Pamietam, przed kilku laty opinię w jednym z czasopism polskich w którym autor nie starał sie nawet ukrywac niechęci do produktu, dając najgorszą opinię. I pewnie przeszedłbym z tym do porządku dziennego - ostatecznie recenzent widział i słyszał - gdyby nie to, że w następnym numerze redakcja (?) dołożyła kolejną szpilkę producentowi, zresztą nie związaną z omawianym produktem. Na zasadzie "My górą". Po prostu chwila emocji przeważyła nad dziennikarską rzetelnością. Ostatecznie nas, czytelników nie interesują jakieś starcia pomiedzy producentami/dystrybutorami a redakcją. Czasopismo ma rzetelnie oceniać, lub wcale.

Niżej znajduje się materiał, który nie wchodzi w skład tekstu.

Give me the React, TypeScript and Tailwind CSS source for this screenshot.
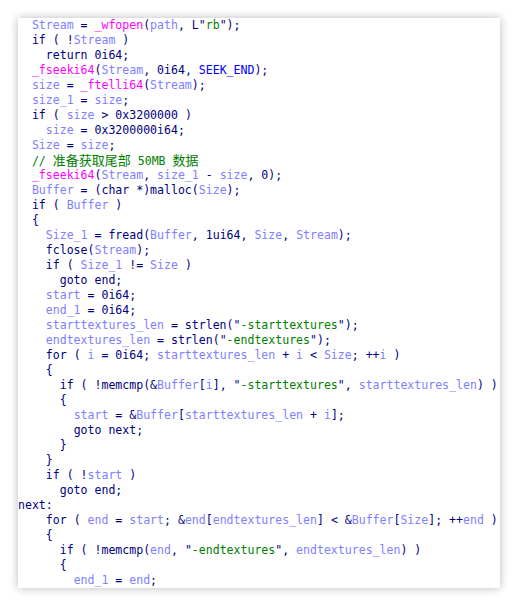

Odtąd dalekim łukiem omijam to czasopismo.

R
Zibi
3125...6249 postów
3125...6249 postów
Posty: 3451
Rejestracja: śr, 23 marca 2005, 18:28
Lokalizacja: Białystok

Post autor: Zibi »

Moim zdaniem tym wątkiem z "Lukara" nie warto się ekscytować. To, że można usłyszeć różnicę w dźwieku po wymianie lamp pracujących 3 lata na nowe, to nie jest nic nadzwyczajnego. To, że ktoś na tej podstawie twierdzi, że takie same różnice słyszy porónując nowe lampy różnych producentów, to jego problem. W sumie najciekawsza informacja pochodzi od Senicza, którego zdołaliśmy poznać, jako osobę znającą wszelkie możliwe pytania i odpowiedzi na nie, oraz dostarczyciela opowiastek z cyklu " A pan Florian powiedział...". Chodzi mianowicie o możliwości jego słuchu, który dorównuje nietoperzom, czemu dziwi się współczesna nauka. Batman "Senicz" Forever!
OTLamp

Post autor: OTLamp »

Zibi pisze:W sumie najciekawsza informacja pochodzi od Senicza, którego zdołaliśmy poznać, jako osobę znającą wszelkie możliwe pytania i odpowiedzi na nie, oraz dostarczyciela opowiastek z cyklu " A pan Florian powiedział...". Chodzi mianowicie o możliwości jego słuchu, który dorównuje nietoperzom, czemu dziwi się współczesna nauka. Batman "Senicz" Forever!

Ano prof. Senicz psia mać "wykłada " teraz gdzie indziej i jak widać znalazł wierne grono słuchaczy (choć kilka osób się z niego wyłamuje).

Pozwolę sobie zacytować jedno z jego "zwierzeń":

"Bylem kiedys uczestnikiem trioda.com ale mnie wylali z listy. Ta lista jest miejscem napedzania klientow firmie fonar no i rozumiecie wszystko." :shock:
lumen
25...49 postów
25...49 postów
Posty: 47
Rejestracja: wt, 23 sierpnia 2005, 16:01

Post autor: lumen »

Wiecie kiedy najwyrażniej słysze różnice w brzmieniu? Właśnie wtedy kiedy mam najwiekszą ochote na słuchanie muzyki. jak nie mam na to ochoty to zmieniam jedną płyte za drugą i żadna nie sprawia mi przyjemności iw szystko mi jedno co gra czy hi-end czy jamnik. Czasem przestaje sie słyszeć różnice kiedy sie za dużo porównuje. to tak jak z kupowaniem perfum. im wiecej próbek sie porównuje tym trdniej cos wyczuć. Kochani!! Zacznijcie słuchać uchem a nie oscyloskopem to wam sie przejaśni! jeśli w dżwieku mają dla kogoś znaczenie barwy, artykulacja, sczegóły emisji głosu i tym podobne drobiazgi to niestety gra każdy element toru. jesli to tylko umta umta ta to oczywiście liczy sie tylko moc nominalna wzmacniacza i kolumn i do tego jakis akceptowalny pozim zniekształceń zeby sprzetu nie uszkodzić. To ze nie słyszycie różnic miedzy kablami nie wynika z e znajomosciteorii(czy aby na pewno) ale z tego że na pewne rzeczy nie zwracacie uwagi.